## WRITTEN PROBLEM
Copy each line of the data below with the word "this".

:::

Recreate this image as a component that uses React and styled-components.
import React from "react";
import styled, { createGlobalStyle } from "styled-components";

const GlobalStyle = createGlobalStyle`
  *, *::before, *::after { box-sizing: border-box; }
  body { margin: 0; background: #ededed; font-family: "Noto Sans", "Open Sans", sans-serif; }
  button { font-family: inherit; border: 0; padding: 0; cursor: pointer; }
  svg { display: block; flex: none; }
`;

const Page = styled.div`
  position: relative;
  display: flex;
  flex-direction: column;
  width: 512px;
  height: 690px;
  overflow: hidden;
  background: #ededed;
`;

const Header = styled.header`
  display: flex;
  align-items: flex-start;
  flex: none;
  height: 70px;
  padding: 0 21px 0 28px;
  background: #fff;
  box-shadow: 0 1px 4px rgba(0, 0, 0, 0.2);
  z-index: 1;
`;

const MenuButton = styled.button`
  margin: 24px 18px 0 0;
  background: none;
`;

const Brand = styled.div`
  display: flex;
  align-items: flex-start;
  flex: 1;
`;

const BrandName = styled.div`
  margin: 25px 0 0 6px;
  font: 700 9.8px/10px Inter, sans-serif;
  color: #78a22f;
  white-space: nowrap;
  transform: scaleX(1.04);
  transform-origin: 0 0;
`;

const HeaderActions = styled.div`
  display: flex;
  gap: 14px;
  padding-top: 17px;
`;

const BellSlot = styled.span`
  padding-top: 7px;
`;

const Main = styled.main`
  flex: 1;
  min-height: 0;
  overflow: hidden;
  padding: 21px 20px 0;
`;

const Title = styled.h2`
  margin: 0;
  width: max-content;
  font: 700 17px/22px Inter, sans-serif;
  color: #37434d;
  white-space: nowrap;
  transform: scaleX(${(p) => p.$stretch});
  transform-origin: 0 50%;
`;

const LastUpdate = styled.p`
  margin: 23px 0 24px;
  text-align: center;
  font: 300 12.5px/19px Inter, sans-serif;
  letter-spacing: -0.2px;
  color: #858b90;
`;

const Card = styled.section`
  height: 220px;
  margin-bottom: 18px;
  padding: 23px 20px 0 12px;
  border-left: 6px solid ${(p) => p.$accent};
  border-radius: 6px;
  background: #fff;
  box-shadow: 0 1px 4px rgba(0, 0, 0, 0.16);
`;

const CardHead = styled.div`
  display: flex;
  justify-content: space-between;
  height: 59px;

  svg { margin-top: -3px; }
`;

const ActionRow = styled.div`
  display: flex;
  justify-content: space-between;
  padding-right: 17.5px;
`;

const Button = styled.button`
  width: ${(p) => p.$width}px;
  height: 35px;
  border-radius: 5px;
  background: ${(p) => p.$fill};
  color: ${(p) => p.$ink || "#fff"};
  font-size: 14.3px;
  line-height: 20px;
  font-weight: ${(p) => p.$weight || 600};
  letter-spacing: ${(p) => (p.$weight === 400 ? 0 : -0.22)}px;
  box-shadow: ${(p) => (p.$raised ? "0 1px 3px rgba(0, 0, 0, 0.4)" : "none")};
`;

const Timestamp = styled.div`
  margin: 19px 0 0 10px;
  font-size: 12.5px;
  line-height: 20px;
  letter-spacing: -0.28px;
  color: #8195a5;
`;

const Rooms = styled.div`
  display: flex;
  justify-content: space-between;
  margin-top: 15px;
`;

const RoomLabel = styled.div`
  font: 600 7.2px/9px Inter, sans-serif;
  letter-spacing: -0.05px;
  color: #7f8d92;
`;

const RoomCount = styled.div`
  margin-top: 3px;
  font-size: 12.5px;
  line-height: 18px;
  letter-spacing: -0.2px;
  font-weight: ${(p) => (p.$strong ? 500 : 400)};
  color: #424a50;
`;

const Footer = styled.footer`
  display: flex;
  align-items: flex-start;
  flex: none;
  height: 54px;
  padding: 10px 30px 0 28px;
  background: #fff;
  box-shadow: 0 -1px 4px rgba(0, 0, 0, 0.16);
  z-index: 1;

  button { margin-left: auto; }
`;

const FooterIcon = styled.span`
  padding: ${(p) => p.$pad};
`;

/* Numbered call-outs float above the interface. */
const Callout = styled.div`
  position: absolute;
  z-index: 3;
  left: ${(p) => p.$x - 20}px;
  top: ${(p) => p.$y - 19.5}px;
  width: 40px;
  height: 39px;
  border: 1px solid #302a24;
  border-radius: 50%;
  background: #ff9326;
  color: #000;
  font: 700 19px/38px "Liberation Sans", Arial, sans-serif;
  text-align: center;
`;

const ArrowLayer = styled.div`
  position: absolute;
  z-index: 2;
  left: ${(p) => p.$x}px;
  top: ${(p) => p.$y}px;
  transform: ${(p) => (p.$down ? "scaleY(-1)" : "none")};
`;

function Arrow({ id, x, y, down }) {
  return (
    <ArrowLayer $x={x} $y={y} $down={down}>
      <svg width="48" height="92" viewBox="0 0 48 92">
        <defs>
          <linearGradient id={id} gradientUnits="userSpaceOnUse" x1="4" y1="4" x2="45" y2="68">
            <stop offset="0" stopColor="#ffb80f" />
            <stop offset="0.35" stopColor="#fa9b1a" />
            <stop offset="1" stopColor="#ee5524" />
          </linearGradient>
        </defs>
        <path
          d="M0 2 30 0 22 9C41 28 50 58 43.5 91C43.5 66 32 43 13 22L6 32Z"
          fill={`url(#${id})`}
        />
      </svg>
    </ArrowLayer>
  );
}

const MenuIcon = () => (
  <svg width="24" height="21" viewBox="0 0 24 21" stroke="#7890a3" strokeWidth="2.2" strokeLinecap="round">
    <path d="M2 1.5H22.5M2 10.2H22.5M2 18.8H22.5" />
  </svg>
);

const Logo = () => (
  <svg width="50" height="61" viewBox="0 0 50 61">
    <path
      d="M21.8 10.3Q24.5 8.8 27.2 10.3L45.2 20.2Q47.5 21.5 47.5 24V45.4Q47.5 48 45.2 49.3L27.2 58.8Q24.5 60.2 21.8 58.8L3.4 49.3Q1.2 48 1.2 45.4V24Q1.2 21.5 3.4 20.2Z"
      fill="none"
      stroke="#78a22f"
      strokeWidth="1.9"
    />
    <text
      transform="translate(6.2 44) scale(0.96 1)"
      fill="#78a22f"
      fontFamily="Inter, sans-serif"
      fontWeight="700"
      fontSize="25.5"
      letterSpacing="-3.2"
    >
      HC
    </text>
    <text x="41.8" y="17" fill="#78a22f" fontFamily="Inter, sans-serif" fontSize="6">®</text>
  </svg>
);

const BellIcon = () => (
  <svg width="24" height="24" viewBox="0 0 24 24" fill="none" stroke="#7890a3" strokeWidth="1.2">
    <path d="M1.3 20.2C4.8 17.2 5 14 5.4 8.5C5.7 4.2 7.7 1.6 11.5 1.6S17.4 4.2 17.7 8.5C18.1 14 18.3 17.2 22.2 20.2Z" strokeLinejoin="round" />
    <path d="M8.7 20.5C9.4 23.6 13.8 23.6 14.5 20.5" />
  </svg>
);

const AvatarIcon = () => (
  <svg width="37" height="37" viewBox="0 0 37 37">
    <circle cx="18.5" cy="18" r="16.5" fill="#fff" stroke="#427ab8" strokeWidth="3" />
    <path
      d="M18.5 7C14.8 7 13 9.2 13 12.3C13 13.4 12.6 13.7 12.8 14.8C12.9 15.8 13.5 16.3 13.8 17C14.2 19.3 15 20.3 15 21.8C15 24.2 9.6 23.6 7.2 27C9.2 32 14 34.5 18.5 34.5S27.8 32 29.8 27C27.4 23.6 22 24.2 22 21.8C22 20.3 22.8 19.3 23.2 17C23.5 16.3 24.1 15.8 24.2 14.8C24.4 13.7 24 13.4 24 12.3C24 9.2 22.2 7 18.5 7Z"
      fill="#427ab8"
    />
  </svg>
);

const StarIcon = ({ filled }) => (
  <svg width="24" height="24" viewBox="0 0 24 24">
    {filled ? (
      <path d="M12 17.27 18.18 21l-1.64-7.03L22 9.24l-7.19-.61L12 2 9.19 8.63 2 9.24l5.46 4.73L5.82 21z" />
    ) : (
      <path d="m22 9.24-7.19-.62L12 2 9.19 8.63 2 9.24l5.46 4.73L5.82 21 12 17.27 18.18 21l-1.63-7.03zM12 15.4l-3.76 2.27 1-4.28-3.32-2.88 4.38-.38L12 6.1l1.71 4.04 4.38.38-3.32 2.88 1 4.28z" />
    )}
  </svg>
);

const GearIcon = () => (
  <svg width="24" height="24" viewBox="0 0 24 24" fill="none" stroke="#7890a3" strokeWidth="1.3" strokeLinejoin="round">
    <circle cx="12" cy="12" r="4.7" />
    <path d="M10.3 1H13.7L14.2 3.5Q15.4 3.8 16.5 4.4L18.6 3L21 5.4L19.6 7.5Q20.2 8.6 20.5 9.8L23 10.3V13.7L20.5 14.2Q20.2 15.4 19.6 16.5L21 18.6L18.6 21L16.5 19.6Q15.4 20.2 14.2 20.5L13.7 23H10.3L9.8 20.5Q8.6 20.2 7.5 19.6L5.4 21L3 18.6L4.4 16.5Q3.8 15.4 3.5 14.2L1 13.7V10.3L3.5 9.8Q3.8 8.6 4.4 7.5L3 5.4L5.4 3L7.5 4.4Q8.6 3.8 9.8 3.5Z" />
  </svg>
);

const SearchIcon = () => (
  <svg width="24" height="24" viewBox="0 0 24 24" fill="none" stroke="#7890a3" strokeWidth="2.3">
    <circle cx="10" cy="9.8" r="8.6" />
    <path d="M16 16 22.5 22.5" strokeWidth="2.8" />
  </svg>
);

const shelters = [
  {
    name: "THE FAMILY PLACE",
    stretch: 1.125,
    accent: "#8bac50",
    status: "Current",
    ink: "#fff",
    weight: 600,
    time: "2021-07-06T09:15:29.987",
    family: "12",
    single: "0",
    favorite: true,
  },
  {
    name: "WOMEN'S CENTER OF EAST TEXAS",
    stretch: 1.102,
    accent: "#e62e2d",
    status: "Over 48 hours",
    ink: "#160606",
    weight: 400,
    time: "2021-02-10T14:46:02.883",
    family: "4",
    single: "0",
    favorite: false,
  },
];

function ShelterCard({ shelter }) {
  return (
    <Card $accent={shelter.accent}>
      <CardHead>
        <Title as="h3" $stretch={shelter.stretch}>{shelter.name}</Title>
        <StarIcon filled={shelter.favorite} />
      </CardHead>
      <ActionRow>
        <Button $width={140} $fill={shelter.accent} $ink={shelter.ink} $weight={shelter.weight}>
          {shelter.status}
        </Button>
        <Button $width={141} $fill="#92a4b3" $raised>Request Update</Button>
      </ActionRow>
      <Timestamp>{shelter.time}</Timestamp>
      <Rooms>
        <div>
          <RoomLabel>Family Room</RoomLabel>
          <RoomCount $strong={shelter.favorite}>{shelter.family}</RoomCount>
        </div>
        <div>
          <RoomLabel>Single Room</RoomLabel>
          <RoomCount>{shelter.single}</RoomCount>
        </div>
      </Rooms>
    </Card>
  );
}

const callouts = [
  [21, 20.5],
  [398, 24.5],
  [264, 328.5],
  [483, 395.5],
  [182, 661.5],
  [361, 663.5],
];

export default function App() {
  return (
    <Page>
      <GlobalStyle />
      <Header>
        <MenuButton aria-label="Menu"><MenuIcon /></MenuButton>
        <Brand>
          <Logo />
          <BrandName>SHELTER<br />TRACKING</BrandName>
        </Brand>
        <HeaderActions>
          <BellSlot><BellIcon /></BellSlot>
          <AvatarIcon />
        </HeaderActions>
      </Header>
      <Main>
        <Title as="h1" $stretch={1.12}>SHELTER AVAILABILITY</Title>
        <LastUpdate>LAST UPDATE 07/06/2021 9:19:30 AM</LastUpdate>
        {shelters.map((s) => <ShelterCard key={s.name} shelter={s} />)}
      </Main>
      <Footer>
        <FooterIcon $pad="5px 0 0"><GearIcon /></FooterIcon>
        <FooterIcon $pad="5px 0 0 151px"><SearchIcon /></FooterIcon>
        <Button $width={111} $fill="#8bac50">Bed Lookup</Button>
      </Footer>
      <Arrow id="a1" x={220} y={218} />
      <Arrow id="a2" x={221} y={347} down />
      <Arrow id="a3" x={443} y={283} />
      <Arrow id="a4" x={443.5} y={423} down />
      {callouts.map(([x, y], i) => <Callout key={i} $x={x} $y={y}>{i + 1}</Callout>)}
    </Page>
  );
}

:::

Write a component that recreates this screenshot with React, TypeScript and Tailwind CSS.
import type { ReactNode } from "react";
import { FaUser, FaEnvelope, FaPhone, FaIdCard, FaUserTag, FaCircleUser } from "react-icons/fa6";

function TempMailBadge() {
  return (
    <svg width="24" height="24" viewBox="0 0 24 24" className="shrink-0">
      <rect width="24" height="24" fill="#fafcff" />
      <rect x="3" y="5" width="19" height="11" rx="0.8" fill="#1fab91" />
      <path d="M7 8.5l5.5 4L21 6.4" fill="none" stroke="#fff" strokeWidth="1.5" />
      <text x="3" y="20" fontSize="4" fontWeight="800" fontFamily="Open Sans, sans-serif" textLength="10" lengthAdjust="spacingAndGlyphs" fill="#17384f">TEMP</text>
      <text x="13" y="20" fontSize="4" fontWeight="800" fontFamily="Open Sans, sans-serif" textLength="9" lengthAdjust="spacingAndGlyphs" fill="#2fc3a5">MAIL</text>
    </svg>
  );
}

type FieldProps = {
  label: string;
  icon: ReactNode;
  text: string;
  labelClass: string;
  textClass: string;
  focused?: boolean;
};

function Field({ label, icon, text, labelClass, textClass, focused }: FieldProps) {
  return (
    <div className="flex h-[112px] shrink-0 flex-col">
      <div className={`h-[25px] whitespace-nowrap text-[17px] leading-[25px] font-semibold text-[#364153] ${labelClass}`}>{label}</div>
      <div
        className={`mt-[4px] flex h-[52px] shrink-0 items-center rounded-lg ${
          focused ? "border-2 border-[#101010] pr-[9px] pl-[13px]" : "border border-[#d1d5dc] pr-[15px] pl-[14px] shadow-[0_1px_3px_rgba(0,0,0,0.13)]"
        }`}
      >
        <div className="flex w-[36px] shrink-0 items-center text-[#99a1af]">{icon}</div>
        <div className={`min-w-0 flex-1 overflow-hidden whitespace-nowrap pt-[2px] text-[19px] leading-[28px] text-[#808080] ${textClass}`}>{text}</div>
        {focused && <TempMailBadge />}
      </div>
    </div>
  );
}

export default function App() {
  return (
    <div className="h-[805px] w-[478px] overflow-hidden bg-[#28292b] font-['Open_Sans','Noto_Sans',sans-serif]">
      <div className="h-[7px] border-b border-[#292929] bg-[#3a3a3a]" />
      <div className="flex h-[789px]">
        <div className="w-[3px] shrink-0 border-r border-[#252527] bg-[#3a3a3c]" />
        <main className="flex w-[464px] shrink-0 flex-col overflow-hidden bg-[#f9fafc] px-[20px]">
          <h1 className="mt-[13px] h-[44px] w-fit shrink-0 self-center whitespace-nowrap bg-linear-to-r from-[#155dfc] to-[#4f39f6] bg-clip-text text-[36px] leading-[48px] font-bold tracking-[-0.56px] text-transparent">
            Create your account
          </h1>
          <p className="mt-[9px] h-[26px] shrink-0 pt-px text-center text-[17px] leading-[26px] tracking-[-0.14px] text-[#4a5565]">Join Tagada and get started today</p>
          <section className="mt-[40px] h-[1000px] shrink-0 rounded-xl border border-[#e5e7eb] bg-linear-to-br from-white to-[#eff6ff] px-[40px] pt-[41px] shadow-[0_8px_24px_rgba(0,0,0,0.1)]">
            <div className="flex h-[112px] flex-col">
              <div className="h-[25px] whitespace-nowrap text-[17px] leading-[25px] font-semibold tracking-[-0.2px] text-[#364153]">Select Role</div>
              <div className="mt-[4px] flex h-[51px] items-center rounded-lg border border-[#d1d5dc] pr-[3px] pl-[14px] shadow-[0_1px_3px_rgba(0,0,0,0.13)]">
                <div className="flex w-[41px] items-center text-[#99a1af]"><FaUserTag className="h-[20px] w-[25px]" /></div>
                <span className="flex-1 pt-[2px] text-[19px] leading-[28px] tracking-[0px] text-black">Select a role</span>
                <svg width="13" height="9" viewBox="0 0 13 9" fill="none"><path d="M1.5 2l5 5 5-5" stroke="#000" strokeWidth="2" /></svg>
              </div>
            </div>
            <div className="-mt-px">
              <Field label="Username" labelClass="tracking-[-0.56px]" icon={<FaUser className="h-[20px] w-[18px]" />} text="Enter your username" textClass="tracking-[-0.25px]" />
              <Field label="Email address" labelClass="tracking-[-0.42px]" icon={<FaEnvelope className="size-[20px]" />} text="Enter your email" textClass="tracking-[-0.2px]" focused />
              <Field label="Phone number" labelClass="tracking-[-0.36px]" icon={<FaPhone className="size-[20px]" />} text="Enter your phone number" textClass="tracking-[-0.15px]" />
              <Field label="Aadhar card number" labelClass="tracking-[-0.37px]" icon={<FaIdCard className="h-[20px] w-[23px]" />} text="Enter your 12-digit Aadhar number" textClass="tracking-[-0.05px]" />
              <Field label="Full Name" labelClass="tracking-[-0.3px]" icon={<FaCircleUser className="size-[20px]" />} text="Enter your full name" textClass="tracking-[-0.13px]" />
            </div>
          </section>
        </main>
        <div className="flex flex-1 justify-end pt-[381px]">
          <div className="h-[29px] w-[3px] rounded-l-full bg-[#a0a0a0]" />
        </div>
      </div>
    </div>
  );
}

:::

## RESULT OF THE EXERCISE
Recreate this image as a component that uses React and styled-components.
Write a component that recreates this screenshot with React, TypeScript and Tailwind CSS.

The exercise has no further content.